Ebooks have been the big story of the year nationally and parochially. Our worker Pippa Hennessy has turned twenty of our titles into ebooks. Indeed she has become something of an expert in this, giving talks and workshops to other groups. Our ebook of Michael Malone's Blood Tears became our best-selling title, with around 5,000 sold as an ebook, with a further 1,000 in print. As an experiment we offered the ebook free and 18,000 copies were downloaded with interest continuing as the book was priced. It is now obvious though that only some books will sell at all in ebooks. NOT poetry, which we knew really. Genre fiction does best - but we are very interested in the new Kindle Fire and have plans to exploit this as much as possible with some books in due course, with video, high definition colour, hyper links. This will certainly be part of the future for, for example, our books on landscape. But that's coming.
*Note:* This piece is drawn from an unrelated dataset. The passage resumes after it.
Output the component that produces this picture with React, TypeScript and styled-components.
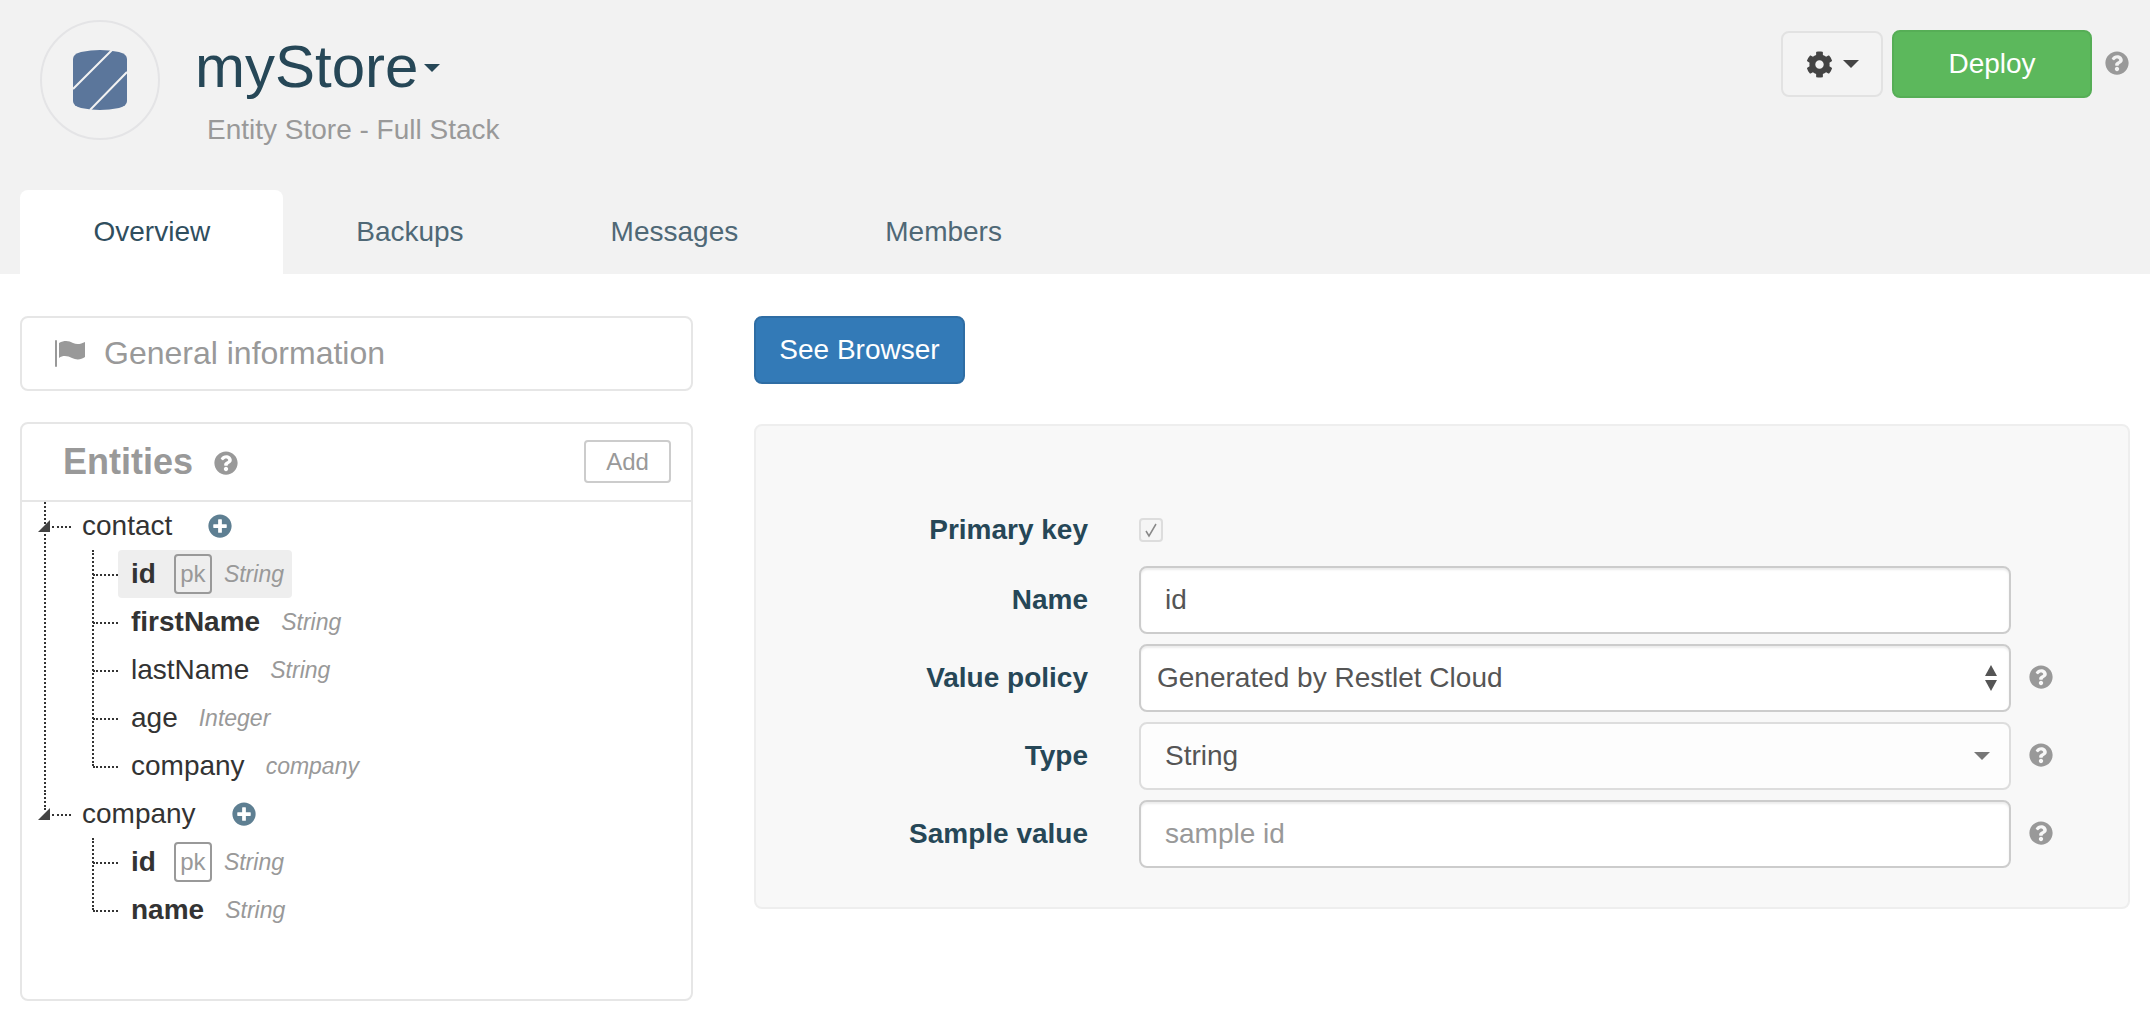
import React from 'react'
import styled, {createGlobalStyle} from 'styled-components'
import {FaCog, FaPlusCircle, FaQuestionCircle} from 'react-icons/fa'

const GlobalStyle = createGlobalStyle`
  html, body {
    margin: 0;
    padding: 0;
    background: #ffffff;
  }
  body {
    font-family: "Liberation Sans", Arial, sans-serif;
    font-size: 28px;
    color: #333333;
  }
  * {
    box-sizing: border-box;
  }
  ul {
    list-style: none;
    margin: 0;
    padding: 0;
  }
`

const Header = styled.header`
  height: 274px;
  background: #f2f2f2;
  display: flex;
  flex-direction: column;
  padding: 0 21px 0 20px;
`

const HeaderTop = styled.div`
  flex: 1;
  display: flex;
  justify-content: space-between;
  align-items: flex-start;
  padding-top: 20px;
`

const Brand = styled.div`
  display: flex;
  padding-left: 20px;
`

const LogoCircle = styled.div`
  width: 120px;
  height: 120px;
  border: 2px solid #e4e4e6;
  border-radius: 50%;
  display: flex;
  align-items: center;
  justify-content: center;
`

const TitleBlock = styled.div`
  margin-left: 35px;
  padding-top: 13px;
`

const Title = styled.h1`
  margin: 0;
  display: flex;
  align-items: center;
  font-size: 60px;
  line-height: 68px;
  font-weight: 400;
  color: #264757;
`

const Caret = styled.span<{$size: number; $color: string; $up?: boolean; $tall?: number}>`
  display: inline-block;
  width: 0;
  height: 0;
  border-left: ${p => p.$size}px solid transparent;
  border-right: ${p => p.$size}px solid transparent;
  border-top: ${p => (p.$up ? '0' : `${p.$tall ?? p.$size}px solid ${p.$color}`)};
  border-bottom: ${p => (p.$up ? `${p.$tall ?? p.$size}px solid ${p.$color}` : '0')};
`

const TitleCaret = styled(Caret)`
  margin-left: 6px;
  margin-top: 2px;
`

const Subtitle = styled.div`
  margin: 13px 0 0 12px;
  color: #999999;
  line-height: 32px;
`

const Actions = styled.div`
  display: flex;
  align-items: center;
  padding-top: 10px;
`

const GearButton = styled.button`
  width: 102px;
  height: 66px;
  border: 2px solid #e2e2e2;
  border-radius: 8px;
  background: #f3f3f3;
  color: #444444;
  display: flex;
  align-items: center;
  justify-content: center;
  gap: 10px;
  padding: 0;
  font-size: 27px;
`

const DeployButton = styled.button`
  width: 200px;
  height: 68px;
  margin-left: 9px;
  border: 2px solid #56ae56;
  border-radius: 8px;
  background: #5cb85c;
  color: #ffffff;
  font: inherit;
`

const HelpIcon = styled(FaQuestionCircle)<{$left?: number}>`
  flex: none;
  width: 24px;
  height: 24px;
  color: #999999;
  margin-left: ${p => p.$left ?? 0}px;
`

const RowHelp = styled(HelpIcon)`
  margin-bottom: 2px;
`

const TitleHelp = styled(HelpIcon)`
  margin-top: 2px;
`

const Tabs = styled.nav`
  display: flex;
  height: 84px;
`

const Tab = styled.a<{$active?: boolean}>`
  padding: 0 ${p => (p.$active ? 72.5 : 73.5)}px 0 73.5px;
  display: flex;
  align-items: center;
  border-radius: 8px 8px 0 0;
  color: ${p => (p.$active ? '#2f4e5e' : '#4f6876')};
  background: ${p => (p.$active ? '#ffffff' : 'transparent')};
`

const Main = styled.main`
  display: flex;
  gap: 61px;
  padding: 42px 20px 0 20px;
`

const LeftColumn = styled.div`
  flex: 0 0 673px;
`

const RightColumn = styled.div`
  flex: 1;
`

const Panel = styled.section`
  border: 2px solid #e6e6e6;
  border-radius: 8px;
  background: #ffffff;
`

const InfoPanel = styled(Panel)`
  height: 75px;
  padding-left: 33px;
  display: flex;
  align-items: center;
  font-size: 32px;
  color: #999999;
  gap: 19px;
`

const EntitiesPanel = styled(Panel)`
  height: 579px;
  margin-top: 31px;
`

const EntitiesHeader = styled.div`
  height: 78px;
  border-bottom: 2px solid #e6e6e6;
  display: flex;
  align-items: center;
  padding: 0 20px 0 41px;
`

const EntitiesTitle = styled.h2`
  margin: 0 21px 0 0;
  font-size: 36px;
  font-weight: 700;
  color: #999999;
`

const AddButton = styled.button`
  margin: -1px 0 0 auto;
  width: 87px;
  height: 43px;
  border: 2px solid #cccccc;
  border-radius: 4px;
  background: #ffffff;
  color: #999999;
  font: inherit;
  font-size: 24px;
  padding: 0;
`

const RootNode = styled.li<{$line: string}>`
  position: relative;
  &::before {
    content: '';
    position: absolute;
    left: 22px;
    top: 0;
    height: ${p => p.$line};
    border-left: 2px dotted #333333;
  }
`

const RootRow = styled.div`
  position: relative;
  height: 48px;
  padding-left: 60px;
  display: flex;
  align-items: center;
  &::before {
    content: '';
    position: absolute;
    left: 16px;
    top: 18px;
    width: 0;
    height: 0;
    border-left: 12px solid transparent;
    border-bottom: 12px solid #444444;
  }
  &::after {
    content: '';
    position: absolute;
    left: 30px;
    top: 24px;
    width: 19px;
    border-top: 2px dotted #333333;
  }
`

const PlusIcon = styled(FaPlusCircle)`
  width: 24px;
  height: 24px;
  margin-left: 36px;
  color: #5e7f92;
`

const ChildList = styled.ul`
  position: relative;
  padding-left: 96px;
  &::before {
    content: '';
    position: absolute;
    left: 70px;
    top: 0;
    bottom: 24px;
    border-left: 2px dotted #333333;
  }
`

const ChildRow = styled.li<{$selected?: boolean}>`
  position: relative;
  height: 48px;
  width: fit-content;
  padding: 0 8px 0 13px;
  display: flex;
  align-items: center;
  border-radius: 4px;
  background: ${p => (p.$selected ? '#eeeeee' : 'transparent')};
  &::before {
    content: '';
    position: absolute;
    left: -25px;
    top: 24px;
    width: 25px;
    border-top: 2px dotted #333333;
  }
`

const FieldName = styled.span<{$key?: boolean}>`
  font-weight: ${p => (p.$key ? 700 : 400)};
`

const PkBadge = styled.span`
  width: 38px;
  height: 40px;
  margin: 0 12px 0 18px;
  border: 2px solid #999999;
  border-radius: 4px;
  color: #999999;
  font-size: 24px;
  display: flex;
  align-items: center;
  justify-content: center;
`

const FieldType = styled.em<{$gap: number}>`
  margin-left: ${p => p.$gap}px;
  font-size: 23px;
  color: #999999;
`

const BrowserButton = styled.button`
  width: 211px;
  height: 68px;
  border: 2px solid #2e6da4;
  border-radius: 8px;
  background: #337ab7;
  color: #ffffff;
  font: inherit;
  padding: 0;
  display: block;
`

const FormPanel = styled.form`
  height: 485px;
  margin-top: 40px;
  padding-top: 77px;
  border: 2px solid #eeeeee;
  border-radius: 8px;
  background: #f8f8f8;
  display: flex;
  flex-direction: column;
  gap: 10px;
`

const FormRow = styled.div<{$compact?: boolean}>`
  display: flex;
  align-items: center;
  height: ${p => (p.$compact ? 53 : 68)}px;
`

const FieldLabel = styled.label`
  flex: 0 0 332px;
  margin-right: 51px;
  text-align: right;
  font-weight: 700;
  color: #264757;
`

const CheckBox = styled.span`
  width: 24px;
  height: 24px;
  border: 2px solid #dddddd;
  border-radius: 4px;
  background: #f5f5f5;
  display: flex;
  align-items: center;
  justify-content: center;
`

const TextInput = styled.input`
  width: 872px;
  height: 68px;
  padding: 0 24px;
  border: 2px solid #cccccc;
  border-radius: 8px;
  background: #ffffff;
  box-shadow: inset 0 2px 2px rgba(0, 0, 0, 0.075);
  color: #555555;
  font: inherit;
  outline: none;
  &::placeholder {
    color: #999999;
    opacity: 1;
  }
`

const SelectBox = styled.div<{$soft?: boolean}>`
  width: 872px;
  height: 68px;
  padding: 0 ${p => (p.$soft ? 19 : 12)}px 0 ${p => (p.$soft ? 24 : 16)}px;
  border: 2px solid ${p => (p.$soft ? '#dddddd' : '#cccccc')};
  border-radius: 8px;
  background: ${p => (p.$soft ? '#fdfdfd' : '#ffffff')};
  box-shadow: ${p => (p.$soft ? 'none' : 'inset 0 2px 2px rgba(0, 0, 0, 0.075)')};
  color: #555555;
  display: flex;
  align-items: center;
  justify-content: space-between;
`

const Stepper = styled.span`
  display: flex;
  flex-direction: column;
  gap: 4px;
`

const Logo = () => (
  <svg width="54" height="60" viewBox="0 0 54 60">
    <path
      d="M0 9Q0 4 8 2Q18 0 27 0Q36 0 46 2Q54 4 54 9V51Q54 56 46 58Q36 60 27 60Q18 60 8 58Q0 56 0 51Z"
      fill="#5b769b"
    />
    <path d="M39 0L0 39M54 22L17 60" stroke="#f2f2f2" strokeWidth="2" fill="none" />
  </svg>
)

const FlagIcon = () => (
  <svg width="30" height="27" viewBox="0 0 30 27">
    <rect x="0" y="0" width="2" height="27" rx="1" fill="#999999" />
    <path d="M4 3C10 0 14 1 18 3C22 5 26 4 30 2V17C26 20 21 20 17 18C13 16 8 15 4 18Z" fill="#999999" />
  </svg>
)

const CheckMark = () => (
  <svg width="16" height="16" viewBox="0 0 16 16">
    <path d="M3 9L6 14L13 2" stroke="#888888" strokeWidth="1.5" fill="none" />
  </svg>
)

const tabs = ['Overview', 'Backups', 'Messages', 'Members']

type Field = {name: string; type: string; key?: boolean; pk?: boolean; selected?: boolean}

const entities: Array<{name: string; line: string; fields: Array<Field>}> = [
  {
    name: 'contact',
    line: '290px',
    fields: [
      {name: 'id', type: 'String', key: true, pk: true, selected: true},
      {name: 'firstName', type: 'String', key: true},
      {name: 'lastName', type: 'String'},
      {name: 'age', type: 'Integer'},
      {name: 'company', type: 'company'},
    ],
  },
  {
    name: 'company',
    line: '20px',
    fields: [
      {name: 'id', type: 'String', key: true, pk: true},
      {name: 'name', type: 'String', key: true},
    ],
  },
]

export default function App() {
  return (
    <>
      <GlobalStyle />
      <Header>
        <HeaderTop>
          <Brand>
            <LogoCircle>
              <Logo />
            </LogoCircle>
            <TitleBlock>
              <Title>
                myStore
                <TitleCaret $size={8} $color="#264757" />
              </Title>
              <Subtitle>Entity Store - Full Stack</Subtitle>
            </TitleBlock>
          </Brand>
          <Actions>
            <GearButton>
              <FaCog />
              <Caret $size={8} $color="#444444" />
            </GearButton>
            <DeployButton>Deploy</DeployButton>
            <RowHelp $left={13} />
          </Actions>
        </HeaderTop>
        <Tabs>
          {tabs.map((tab, index) => (
            <Tab key={tab} $active={index === 0}>
              {tab}
            </Tab>
          ))}
        </Tabs>
      </Header>
      <Main>
        <LeftColumn>
          <InfoPanel>
            <FlagIcon />
            General information
          </InfoPanel>
          <EntitiesPanel>
            <EntitiesHeader>
              <EntitiesTitle>Entities</EntitiesTitle>
              <TitleHelp />
              <AddButton>Add</AddButton>
            </EntitiesHeader>
            <ul>
              {entities.map(entity => (
                <RootNode key={entity.name} $line={entity.line}>
                  <RootRow>
                    {entity.name}
                    <PlusIcon />
                  </RootRow>
                  <ChildList>
                    {entity.fields.map(field => (
                      <ChildRow key={field.name} $selected={field.selected}>
                        <FieldName $key={field.key}>{field.name}</FieldName>
                        {field.pk && <PkBadge>pk</PkBadge>}
                        <FieldType $gap={field.pk ? 0 : 21}>{field.type}</FieldType>
                      </ChildRow>
                    ))}
                  </ChildList>
                </RootNode>
              ))}
            </ul>
          </EntitiesPanel>
        </LeftColumn>
        <RightColumn>
          <BrowserButton>See Browser</BrowserButton>
          <FormPanel>
            <FormRow $compact>
              <FieldLabel>Primary key</FieldLabel>
              <CheckBox>
                <CheckMark />
              </CheckBox>
            </FormRow>
            <FormRow>
              <FieldLabel>Name</FieldLabel>
              <TextInput readOnly value="id" />
            </FormRow>
            <FormRow>
              <FieldLabel>Value policy</FieldLabel>
              <SelectBox>
                Generated by Restlet Cloud
                <Stepper>
                  <Caret $size={6} $tall={11} $color="#555555" $up />
                  <Caret $size={6} $tall={11} $color="#555555" />
                </Stepper>
              </SelectBox>
              <RowHelp $left={18} />
            </FormRow>
            <FormRow>
              <FieldLabel>Type</FieldLabel>
              <SelectBox $soft>
                String
                <Caret $size={8} $color="#777777" />
              </SelectBox>
              <RowHelp $left={18} />
            </FormRow>
            <FormRow>
              <FieldLabel>Sample value</FieldLabel>
              <TextInput readOnly placeholder="sample id" />
              <RowHelp $left={18} />
            </FormRow>
          </FormPanel>
        </RightColumn>
      </Main>
    </>
  )
}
The tie up with Kindle - ie Amazon - is not one we are too pleased with, given Amazon's reluctance to pay tax. Save for some good young adult fiction sales through the American company Overdrive near 100% of our ebook sales have been through Kindle. Though Kobo, Sony and Nook are trying to get into the market we can expect Kindle/Amazon to dominate for some time to come. But hey - look what happened to Starbucks! This has also been our first full year supplying Amazon direct following complaints about availability. The terms are awful - 60% discount - to secure good availability, but now one third of our trade sales are through Amazon and sales continue to rise. We would prefer people to buy from their local independent bookshop, but we are realistic. But if you do buy online try Foyles. They often beat Amazon on price. Our current best seller at Amazon - Talking Green - is £7.19. Over at Foyles online the book costs £5.99. And Foyles is an independent.
The other full year of... was of central buying by Waterstones. By central buying we mean one or two people being the buyers for subjects, for every shop in the country. We have benefited from this in Scotland where the chain has really backed Michael Malone and our other Scottish crime writer Russel McLean (his third book, Father Confessor did well this year) but elsewhere we can find a book is a great seller for us but Waterstones buy in a handful or even no copies whatsoever. In the past some of their shops did well for us, some OK, some badly - fine, that's how things should be as locally the staff know their customers and vary in their interests. All gone. Such concentrated power is not good for publishers, for writers, for readers - or for Waterstones. On the other hand there are some great independents out there, and we need to do more with them. Meantime we've struggled a bit with young adult fiction, not least due to cutbacks in school and public libraries. We've produced three great books this year by David Belbin, Bali Rai and Pauline Chandler - none exactly unknown in the young adult world - but sales have not been great.
Two books have been reprinted within weeks of publication, Andy Croft's 1948 (our contribution to Olympic mania) and Colin Ward's Talking Green. Why? In both cases they were Nicholas Lezard's paperback of the week in The Guardian. We bow down in front of him. Actually, the day Ward was in the paper every paperback under review save one was from an indie publisher. We were thrilled that five out of six books on the Booker list this year were from indies, three of them being from small independents and one being from a Nottingham author. Well done indies, well done Alison Moore for her book with Salt, The Lighthouse.
I won't list all the books we have published this year - the blog would be too long, but all appear on our website at www.fiveleaves.co.uk and have been covered in earlier postings on the blog. Those writers not mentioned have not been confined to oblivion and we appreciate them (so don't get grumpy if you have not been mentioned).
Outside of straightforward publishing it was a busy year, as always. Because of family commitments, though I mostly programmed Lowdham Book Festival's winter weekend, I had to drop out of organising the main festival. Five Leaves main contribution was in Pippa designing the programme and other publicity material. Our other projects were not affected - States of Independence in Leicester (a one day celebration of independent publishing) was a great day, and there is now a set of such events - Birmingham, Sheffield, the Poetry Book Fair in London. We had stalls at all, with our many writers appearing too. The Bread and Roses Award for Radical Publishing was duly established, with the winner being David Graeber's book Debt. Bread and Roses has been well covered in this blog, as have our Teenage Kicks Derbyshire event for young adults and young adult writers, and the international commemoration of the Yiddish writers murdered on August 12 1952. 150 people came to our half-day event of speeches, readings and music and the launch of our From Revolution to Repression: Soviet Yiddish writing 1917-1952. Finally, unless I have forgotten something, Pippa took the lead in relaunching Beeston Poets with Jackie Kay, Neil Astley and Andy Croft as readers for the first season. All our projects are with outside partners - The Bookcase in Lowdham, the Creative Writing Team at De Montfort University, the Alliance of Radical Booksellers, Derbsyshire Libraries, Jewish Music Institute, Nottinghamshire Libraries and Nottingham Poetry Society. Best friends.
It will never be easy being a small publisher. But in the year that Random merged with Penguin, that Tindall Street merged with Serpent's Tail/Profile that we are still here, still publishing and still enthusiastic is worth mentioning. 2012 has been a tough year financially and personally but there are some things to be proud of. But we won't be publishing any Mayan calendars - their fact checkers are so poor.